Lee Romero

On Content, Collaboration and Findability

Archive for January, 2008

The 3 Principles of Enterprise Search (part 3): Relevance

Thursday, January 10th, 2008

As I previously wrote, in my work on enterprise search, I have found there to be 3 Principles of Enterprise Search: Coverage, Identity and Relevance. My previous posts have discussed the principles of Coverage and Identity.

Here, I will cover the principle of Relevance.

So, in your efforts to improve search for your users, you have addressed the principle of Coverage and you have thousands of potential search candidates in your enterprise search tool. You have addressed the principle of Identity and all of those search results display well in a search results page, clearly identifying what they are so a searcher can confidently know what an item is. Now for the hardest of the three principles to address: Relevance.

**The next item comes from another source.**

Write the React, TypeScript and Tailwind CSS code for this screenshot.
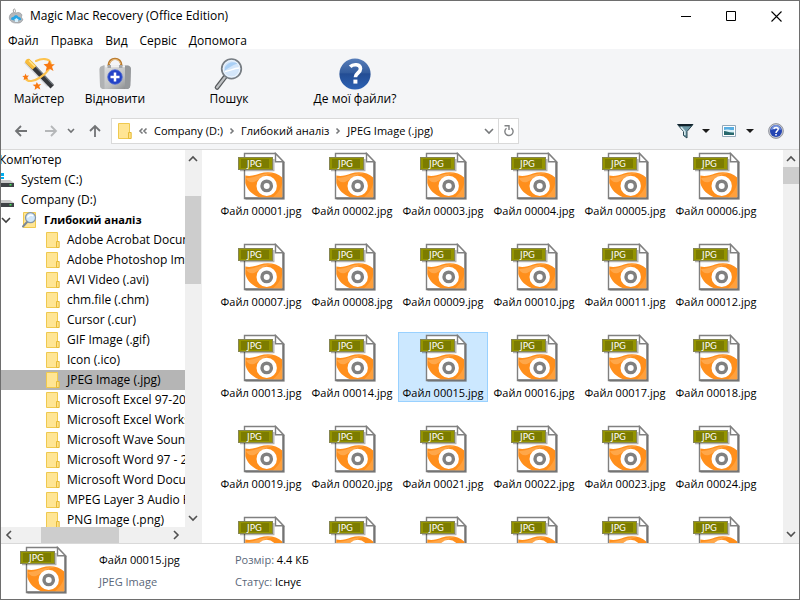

The principle of Relevance is all about search results candidates showing up high in search results for appropriate search terms. Relating this back to the original driving question – “Why doesn’t X show up when I search on the search terms Y?”, the principle Relevancy addresses the situation where X is there and may even be listed as X, but it is on the second (or even farther down) page of results.

This principle is in some ways both the hardest and simplest to address. It is hard because it practically requires that you anticipate every searcher’s expectations and that you can practically read their minds (no mean feat!). It’s simple (at least given a search engine) because relevance is also a primary focus for the search engine itself – many search engines differentiate themselves from competitors based on how well the engine can estimate relevance for content objects based on a searcher’s criteria; so your search engine is likely going to help you a lot with regard to relevance.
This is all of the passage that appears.